:: PROVIDED MATERIAL ::

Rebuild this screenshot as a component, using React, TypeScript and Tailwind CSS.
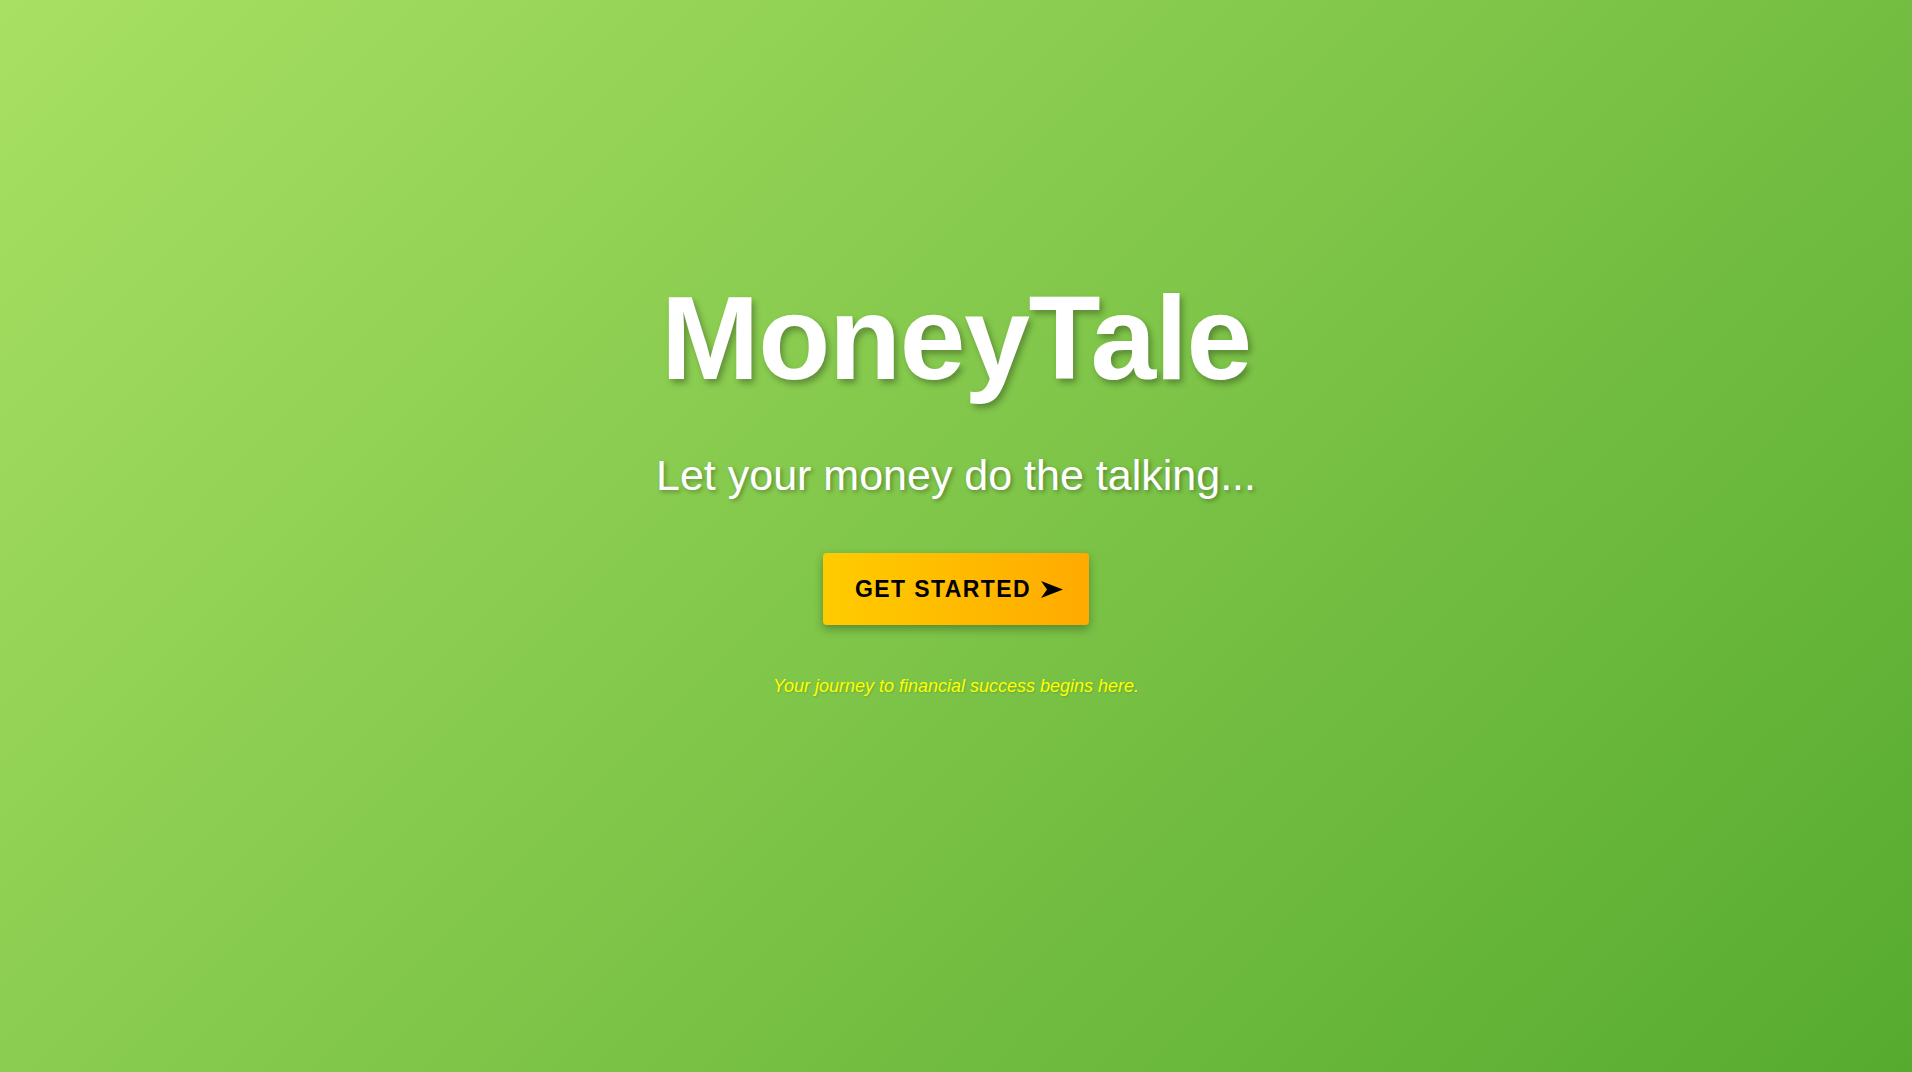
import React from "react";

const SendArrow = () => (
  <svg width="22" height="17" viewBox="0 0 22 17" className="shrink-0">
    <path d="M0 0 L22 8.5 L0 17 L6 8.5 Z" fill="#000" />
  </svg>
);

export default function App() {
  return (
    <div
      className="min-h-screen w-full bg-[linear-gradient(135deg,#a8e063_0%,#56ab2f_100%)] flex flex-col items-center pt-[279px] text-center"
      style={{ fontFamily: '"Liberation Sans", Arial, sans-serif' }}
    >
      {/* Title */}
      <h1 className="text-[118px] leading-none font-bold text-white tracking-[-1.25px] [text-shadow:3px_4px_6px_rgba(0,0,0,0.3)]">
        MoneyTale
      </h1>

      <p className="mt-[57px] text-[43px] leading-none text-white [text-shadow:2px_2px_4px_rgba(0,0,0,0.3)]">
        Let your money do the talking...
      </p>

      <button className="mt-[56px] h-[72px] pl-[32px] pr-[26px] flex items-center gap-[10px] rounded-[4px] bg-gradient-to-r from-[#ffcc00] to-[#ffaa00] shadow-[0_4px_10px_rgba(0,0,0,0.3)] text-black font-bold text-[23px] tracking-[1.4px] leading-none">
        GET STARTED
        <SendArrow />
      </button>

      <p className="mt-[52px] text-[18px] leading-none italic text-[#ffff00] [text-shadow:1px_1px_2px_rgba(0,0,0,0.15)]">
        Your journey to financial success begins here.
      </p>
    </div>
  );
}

:::

▶ [REQUIRED WORK] Omit the pictures, and quote the material above exactly as given.

▶ [SOLUTION TO THIS PROBLEM]
Rebuild this screenshot as a component, using React, TypeScript and Tailwind CSS.
import React from "react";

const SendArrow = () => (
  <svg width="22" height="17" viewBox="0 0 22 17" className="shrink-0">
    <path d="M0 0 L22 8.5 L0 17 L6 8.5 Z" fill="#000" />
  </svg>
);

export default function App() {
  return (
    <div
      className="min-h-screen w-full bg-[linear-gradient(135deg,#a8e063_0%,#56ab2f_100%)] flex flex-col items-center pt-[279px] text-center"
      style={{ fontFamily: '"Liberation Sans", Arial, sans-serif' }}
    >
      {/* Title */}
      <h1 className="text-[118px] leading-none font-bold text-white tracking-[-1.25px] [text-shadow:3px_4px_6px_rgba(0,0,0,0.3)]">
        MoneyTale
      </h1>

      <p className="mt-[57px] text-[43px] leading-none text-white [text-shadow:2px_2px_4px_rgba(0,0,0,0.3)]">
        Let your money do the talking...
      </p>

      <button className="mt-[56px] h-[72px] pl-[32px] pr-[26px] flex items-center gap-[10px] rounded-[4px] bg-gradient-to-r from-[#ffcc00] to-[#ffaa00] shadow-[0_4px_10px_rgba(0,0,0,0.3)] text-black font-bold text-[23px] tracking-[1.4px] leading-none">
        GET STARTED
        <SendArrow />
      </button>

      <p className="mt-[52px] text-[18px] leading-none italic text-[#ffff00] [text-shadow:1px_1px_2px_rgba(0,0,0,0.15)]">
        Your journey to financial success begins here.
      </p>
    </div>
  );
}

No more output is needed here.